**DATA PROVIDED:**
+++

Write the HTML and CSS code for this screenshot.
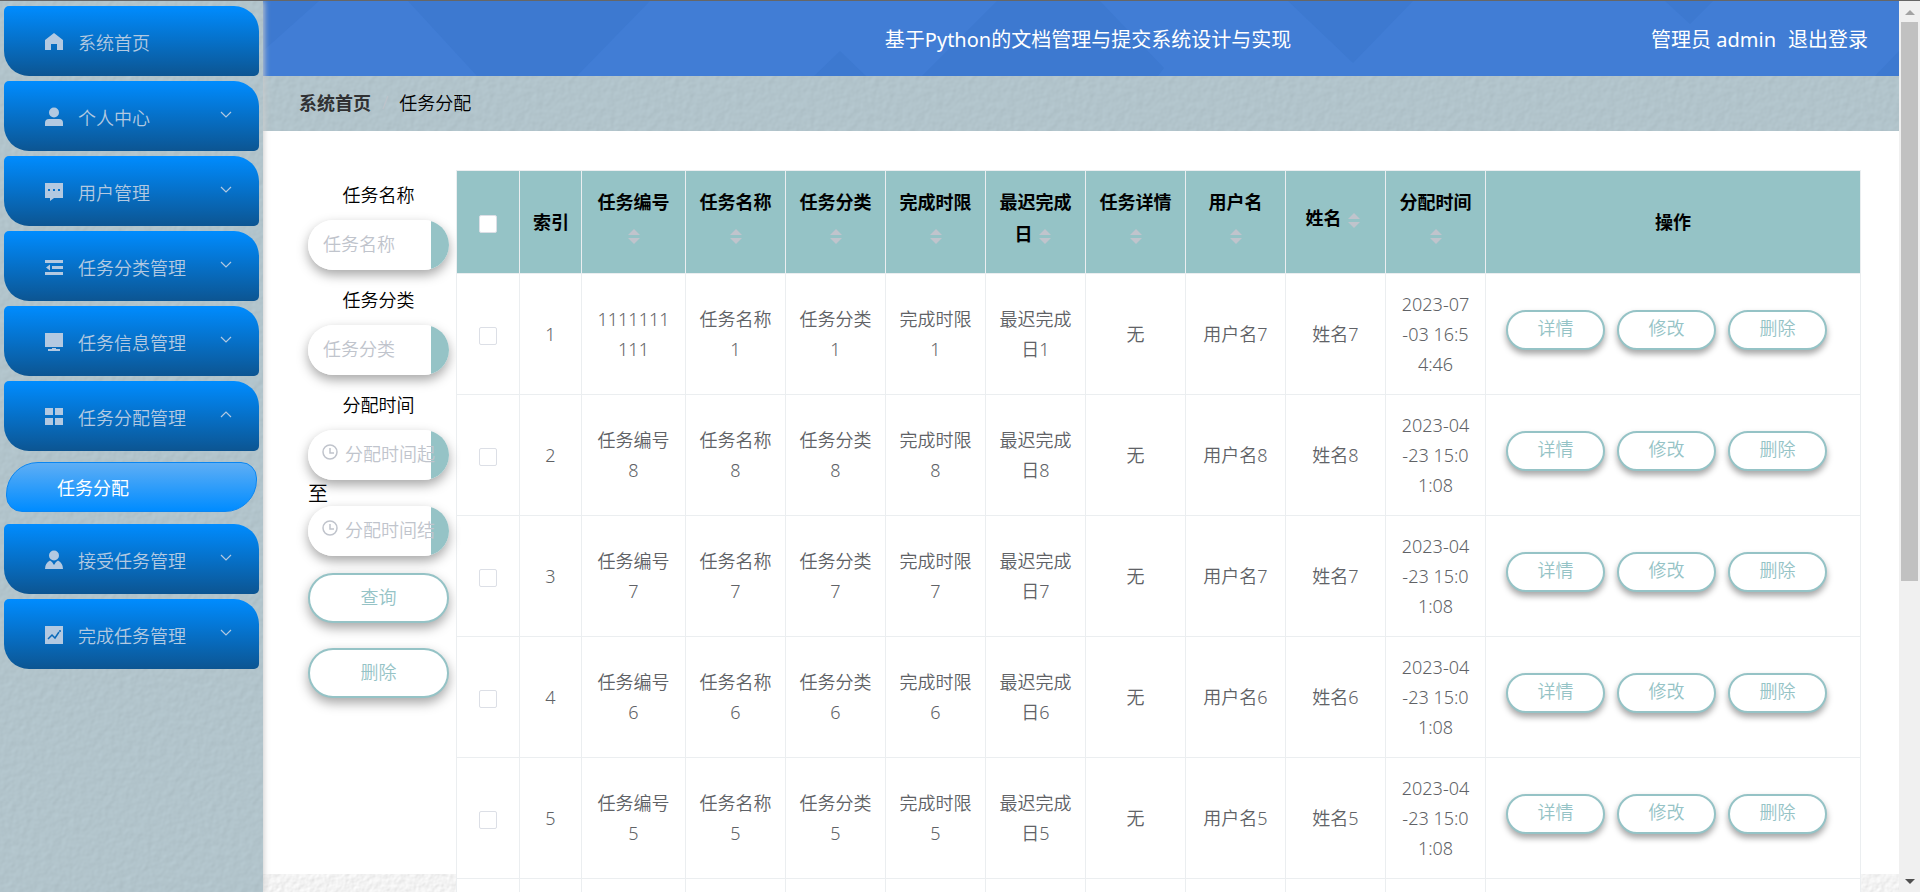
FILE: index.html
```html
<!DOCTYPE html>
<html lang="zh-CN">
	<head>
		<meta charset="UTF-8">
		<title>基于Python的文档管理与提交系统设计与实现</title>
		<link rel="stylesheet" href="styles.css">
		<script>
			window.onload = function() {
				const list = document.querySelector('.tbody')
				const arr = [
					{ code: '1111111111', n: 1, user: 7, time: '2023-07-03 16:54:46' },
					{ code: '任务编号8', n: 8, user: 8, time: '2023-04-23 15:01:08' },
					{ code: '任务编号7', n: 7, user: 7, time: '2023-04-23 15:01:08' },
					{ code: '任务编号6', n: 6, user: 6, time: '2023-04-23 15:01:08' },
					{ code: '任务编号5', n: 5, user: 5, time: '2023-04-23 15:01:08' }
				]

				const trArr = arr.map(function(ele, index) {
					return `
						<tr>
							<td><input type="checkbox" class="check" aria-label="选择${index + 1}"></td>
							<td>${index + 1}</td>
							<td>${ele.code}</td>
							<td>任务名称${ele.n}</td>
							<td>任务分类${ele.n}</td>
							<td>完成时限${ele.n}</td>
							<td>最迟完成日${ele.n}</td>
							<td>无</td>
							<td>用户名${ele.user}</td>
							<td>姓名${ele.user}</td>
							<td>${ele.time}</td>
							<td>
								<div class="ops">
									<button type="button" class="btn small">详情</button>
									<button type="button" class="btn small">修改</button>
									<button type="button" class="btn small">删除</button>
								</div>
							</td>
						</tr>
					`
				})

				// 末尾空行
				trArr.push('<tr>' + '<td></td>'.repeat(12) + '</tr>')

				list.innerHTML = trArr.join('')
			}
		</script>
	</head>
	<body>
		<div class="page">
			<nav class="sidebar">
				<a href="#" class="item">
					<svg class="icon" viewBox="0 0 18 18"><path d="M9 0 18 7V17H12V11H6V17H0V7Z"/></svg>
					<span>系统首页</span>
				</a>
				<a href="#" class="item">
					<svg class="icon" viewBox="0 0 18 18"><circle cx="9" cy="4.500" r="5"/><path d="M0 18V15Q0 11 4 11H14Q18 11 18 15V18Z"/></svg>
					<span>个人中心</span>
					<svg class="arrow" viewBox="0 0 12 7"><path d="M1 1 6 6 11 1"/></svg>
				</a>
				<a href="#" class="item">
					<svg class="icon" viewBox="0 0 18 18"><path fill-rule="evenodd" d="M0 0H18V15H9L5 18V15H0ZM3 6V8H5V6ZM8 6V8H10V6ZM13 6V8H15V6Z"/></svg>
					<span>用户管理</span>
					<svg class="arrow" viewBox="0 0 12 7"><path d="M1 1 6 6 11 1"/></svg>
				</a>
				<a href="#" class="item">
					<svg class="icon" viewBox="0 0 18 18"><path d="M0 2H18V5H0ZM7 8H18V11H7ZM0 14H18V17H0ZM1 9.500 5 6.500V12.500Z"/></svg>
					<span>任务分类管理</span>
					<svg class="arrow" viewBox="0 0 12 7"><path d="M1 1 6 6 11 1"/></svg>
				</a>
				<a href="#" class="item">
					<svg class="icon" viewBox="0 0 18 18"><path d="M0 0H18V14H0ZM7 15H11V16H15V18H3V16H7Z"/></svg>
					<span>任务信息管理</span>
					<svg class="arrow" viewBox="0 0 12 7"><path d="M1 1 6 6 11 1"/></svg>
				</a>
				<a href="#" class="item">
					<svg class="icon" viewBox="0 0 18 18"><path d="M0 0H8V7H0ZM10 0H18V7H10ZM0 10H8V17H0ZM10 10H18V17H10Z"/></svg>
					<span>任务分配管理</span>
					<svg class="arrow" viewBox="0 0 12 7"><path d="M1 6 6 1 11 6"/></svg>
				</a>
				<a href="#" class="sub">任务分配</a>
				<a href="#" class="item">
					<svg class="icon" viewBox="0 0 18 18"><circle cx="9" cy="4.500" r="5"/><path d="M0 18Q0 12 5 9.500L7 11 9 14 11 11 13 9.500Q18 12 18 18Z"/></svg>
					<span>接受任务管理</span>
					<svg class="arrow" viewBox="0 0 12 7"><path d="M1 1 6 6 11 1"/></svg>
				</a>
				<a href="#" class="item">
					<svg class="icon" viewBox="0 0 18 18"><path d="M0 0H18V18H0Z"/><path class="line" d="M3 13 7 9 10 12 14 6"/><circle class="dot" cx="15" cy="5" r="1"/></svg>
					<span>完成任务管理</span>
					<svg class="arrow" viewBox="0 0 12 7"><path d="M1 1 6 6 11 1"/></svg>
				</a>
			</nav>

			<div class="main">
				<header class="header">
					<svg class="header-bg" viewBox="0 0 1636 75" preserveAspectRatio="none">
						<path d="M0 0H56L0 50ZM56 0H145L214 75H314L387 0ZM734 0H837L901 67 895 75H659ZM1025 0 1090 62 1150 0ZM1402 0 1427 23 1450 0ZM577 50 551 75H603ZM1636 50 1612 75H1636Z"/>
					</svg>
					<h1 class="title">基于Python的文档管理与提交系统设计与实现</h1>
					<div class="user">
						<span>管理员 admin</span>
						<a href="#">退出登录</a>
					</div>
				</header>

				<div class="crumb">
					<a href="#">系统首页</a>
					<span class="sep">/</span>
					<span>任务分配</span>
				</div>

				<div class="content">
					<form action="#" class="search">
						<label for="name">任务名称</label>
						<input type="text" id="name" class="field" placeholder="任务名称">
						<label for="type">任务分类</label>
						<input type="text" id="type" class="field" placeholder="任务分类">
						<label for="start">分配时间</label>
						<div class="date">
							<svg class="clock" viewBox="0 0 16 16"><circle cx="8" cy="8" r="7"/><path d="M8 4V9H12"/></svg>
							<input type="text" id="start" class="field" placeholder="分配时间起始">
						</div>
						<label for="end" class="to">至</label>
						<div class="date">
							<svg class="clock" viewBox="0 0 16 16"><circle cx="8" cy="8" r="7"/><path d="M8 4V9H12"/></svg>
							<input type="text" id="end" class="field" placeholder="分配时间结束">
						</div>
						<button type="submit" class="btn">查询</button>
						<button type="button" class="btn">删除</button>
					</form>

					<table>
						<colgroup>
							<col class="w-check">
							<col class="w-index">
							<col class="w-code">
							<col class="w-text" span="8">
							<col>
						</colgroup>
						<thead>
							<tr>
								<th><input type="checkbox" class="check" aria-label="全选"></th>
								<th class="plain">索引</th>
								<th>任务编号<span class="sort"></span></th>
								<th>任务名称<span class="sort"></span></th>
								<th>任务分类<span class="sort"></span></th>
								<th>完成时限<span class="sort"></span></th>
								<th>最迟完成日<span class="sort"></span></th>
								<th>任务详情<span class="sort"></span></th>
								<th>用户名<span class="sort"></span></th>
								<th>姓名<span class="sort"></span></th>
								<th>分配时间<span class="sort"></span></th>
								<th class="plain">操作</th>
							</tr>
						</thead>
						<tbody class="tbody">
						</tbody>
					</table>
				</div>
			</div>

			<div class="scroll">
				<span class="up"></span>
				<span class="thumb"></span>
				<span class="down"></span>
			</div>
		</div>
	</body>
</html>
```
FILE: styles.css
```css
* {
	box-sizing: border-box;
}
body {
	margin: 0;
	font-family: "Noto Sans", "Noto Sans CJK SC", sans-serif;
	font-size: 18px;
	font-weight: 350;
	color: #000;
}
a {
	color: inherit;
	text-decoration: none;
}
input,button {
	font: inherit;
}
.page {
	display: flex;
	height: 100vh;
	overflow: hidden;
	border-top: 1px solid #666;
}

/* 左侧菜单 */
.sidebar,.crumb {
	background-color: #b2c4cb;
	background-image: url("data:image/svg+xml,%3Csvg xmlns='http://www.w3.org/2000/svg' width='200' height='200'%3E%3Cfilter id='a' x='0' y='0' width='100%25' height='100%25' color-interpolation-filters='sRGB'%3E%3CfeTurbulence type='fractalNoise' baseFrequency='.14' numOctaves='2' stitchTiles='stitch'/%3E%3CfeDiffuseLighting surfaceScale='.2' lighting-color='%23c4d8e0'%3E%3CfeDistantLight azimuth='225' elevation='65'/%3E%3C/feDiffuseLighting%3E%3C/filter%3E%3Crect width='200' height='200' filter='url(%23a)'/%3E%3C/svg%3E");
}
.sidebar {
	flex: none;
	position: relative;
	z-index: 1;
	width: 263px;
	padding: 5px 4px;
	box-shadow: 1px 0 6px #ccc;
}
.item {
	display: flex;
	align-items: center;
	gap: 15px;
	height: 70px;
	margin-bottom: 5px;
	padding: 2px 27px 0 41px;
	border-radius: 5px 25px 5px 25px;
	background: linear-gradient(#008cff, #0c5592);
	color: #b3c9e1;
}
.icon {
	width: 18px;
	height: 18px;
	fill: #b3c9e1;
	overflow: visible;
}
.icon .line {
	fill: none;
	stroke: #0a69b9;
	stroke-width: 1.5;
}
.icon .dot {
	fill: #0a69b9;
}
.arrow {
	width: 12px;
	height: 7px;
	margin: 0 0 6px auto;
	fill: none;
	stroke: #b3c9e1;
	stroke-width: 1.2;
}
.sub {
	display: block;
	height: 50px;
	margin: 11px 2px 12px;
	padding-left: 50px;
	border: 1px solid #0a86f2;
	border-radius: 32px 16px 32px 16px;
	background: linear-gradient(#5eaef5, #008cff);
	color: #fff;
	font-weight: 400;
	line-height: 50px;
}

/* 右侧 */
.main {
	flex: 1;
	min-width: 0;
	background-color: #f2f3f5;
	background-image: url("data:image/svg+xml,%3Csvg xmlns='http://www.w3.org/2000/svg' width='200' height='200'%3E%3Cfilter id='a' x='0' y='0' width='100%25' height='100%25' color-interpolation-filters='sRGB'%3E%3CfeTurbulence type='fractalNoise' baseFrequency='.2' numOctaves='2' stitchTiles='stitch'/%3E%3CfeDiffuseLighting surfaceScale='.3' lighting-color='%23ffffff' diffuseConstant='1.05'%3E%3CfeDistantLight azimuth='225' elevation='65'/%3E%3C/feDiffuseLighting%3E%3C/filter%3E%3Crect width='200' height='200' filter='url(%23a)'/%3E%3C/svg%3E");
}
.header {
	position: relative;
	display: grid;
	grid-template-columns: 1fr auto 1fr;
	align-items: center;
	height: 75px;
	padding: 0 31px 0 45px;
	background: #417dd5;
	color: #fff;
	font-size: 20px;
	font-weight: 400;
}
.header-bg {
	position: absolute;
	width: 100%;
	height: 100%;
	fill: #3d79d0;
}
.title {
	position: relative;
	grid-column: 2;
	margin: 0;
	font-size: 20px;
	font-weight: 400;
}
.user {
	position: relative;
	display: flex;
	justify-content: flex-end;
	gap: 12px;
}
.crumb {
	display: flex;
	align-items: center;
	gap: 11px;
	height: 55px;
	padding: 0 36px 3px;
}
.crumb a {
	color: #303133;
	font-weight: 700;
}
.sep {
	color: #c0c4cc;
}
.content {
	display: flex;
	align-items: flex-start;
	gap: 7px;
	height: calc(100vh - 149px);
	padding: 39px 38px 0 45px;
	background: #fff;
}

/* 查询 */
.search {
	display: flex;
	flex: none;
	flex-direction: column;
	width: 141px;
	padding-top: 10px;
}
.search label {
	height: 30px;
	margin-bottom: 10px;
	line-height: 30px;
	text-align: center;
}
.search .to {
	height: 26px;
	margin: -15px 0 0;
	font-size: 20px;
	line-height: 28px;
	text-align: left;
}
.field {
	width: 100%;
	height: 50px;
	margin-bottom: 15px;
	padding: 0 13px 2px 15px;
	border: 0;
	border-radius: 25px;
	background: linear-gradient(to left, #95c3c6 18px, #fff 18px);
	box-shadow: 0 5px 12px rgba(0, 0, 0, .35);
}
.field::placeholder {
	color: #c0c4cc;
}
.date {
	position: relative;
}
.date .field {
	padding-left: 37px;
}
.clock {
	position: absolute;
	top: 14px;
	left: 14px;
	width: 16px;
	height: 16px;
	fill: none;
	stroke: #c0c4cc;
	stroke-width: 1.5;
}
.btn {
	height: 50px;
	margin: 2px 0 23px;
	padding: 0 0 5px;
	border: 2px solid #95c3c6;
	border-radius: 25px;
	background: #fff;
	box-shadow: 0 5px 12px rgba(0, 0, 0, .35);
	color: #95c3c6;
}

/* 表格 */
table {
	flex: 1;
	width: 100%;
	min-width: 0;
	table-layout: fixed;
	border: 1px solid #ebeef0;
	border-right: 0;
	border-bottom: 0;
	border-spacing: 0;
	background: #fff;
}
.w-check {
	width: 63px;
}
.w-index {
	width: 62px;
}
.w-code {
	width: 104px;
}
.w-text {
	width: 100px;
}
td,th {
	padding: 15px 13px;
	border: solid #ebeef0;
	border-width: 0 1px 1px 0;
	line-height: 30px;
	text-align: center;
	word-break: break-all;
}
th {
	height: 103px;
	padding: 15px 13px;
	background: #95c3c6;
	font-weight: 700;
	line-height: 32px;
}
th:has(.sort) {
	padding-bottom: 19px;
}
.plain {
	white-space: nowrap;
}
td {
	height: 121px;
	color: #606266;
}
.sort {
	display: inline-flex;
	flex-direction: column;
	align-items: center;
	justify-content: center;
	gap: 3px;
	width: 24px;
	height: 34px;
	vertical-align: middle;
}
.sort::before,.sort::after {
	content: "";
	border: solid transparent;
	border-width: 0 6px;
}
.sort::before {
	border-bottom: 6px solid #c0c4cc;
}
.sort::after {
	border-top: 6px solid #c0c4cc;
}
.check {
	appearance: none;
	display: inline-block;
	width: 18px;
	height: 18px;
	margin: 0;
	border: 1px solid #dcdfe6;
	border-radius: 2px;
	background: #fff;
	vertical-align: middle;
}
.ops {
	display: flex;
	gap: 12px;
	margin: 0 7px 8px;
}
.small {
	width: 99px;
	height: 40px;
	margin: 0;
	border-radius: 20px;
	box-shadow: 0 4px 6px rgba(0, 0, 0, .35);
}

/* 滚动条 */
.scroll {
	display: flex;
	flex: none;
	flex-direction: column;
	align-items: center;
	width: 21px;
	padding: 9px 0 8px;
	background: #f0f0f0;
}
.up,.down {
	border: solid transparent;
	border-width: 0 5px;
}
.up {
	border-bottom: 5px solid #a3a3a3;
}
.thumb {
	width: 17px;
	height: 64%;
	margin: 7px 0 auto;
	background: #c1c1c1;
}
.down {
	border-top: 5px solid #505050;
}
```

+++

From the listing, copy each line containing the word "code".

**TASK SOLUTION:**
Write the HTML and CSS code for this screenshot.
					{ code: '1111111111', n: 1, user: 7, time: '2023-07-03 16:54:46' },
					{ code: '任务编号8', n: 8, user: 8, time: '2023-04-23 15:01:08' },
					{ code: '任务编号7', n: 7, user: 7, time: '2023-04-23 15:01:08' },
					{ code: '任务编号6', n: 6, user: 6, time: '2023-04-23 15:01:08' },
					{ code: '任务编号5', n: 5, user: 5, time: '2023-04-23 15:01:08' }
							<td>${ele.code}</td>
							<col class="w-code">
.w-code {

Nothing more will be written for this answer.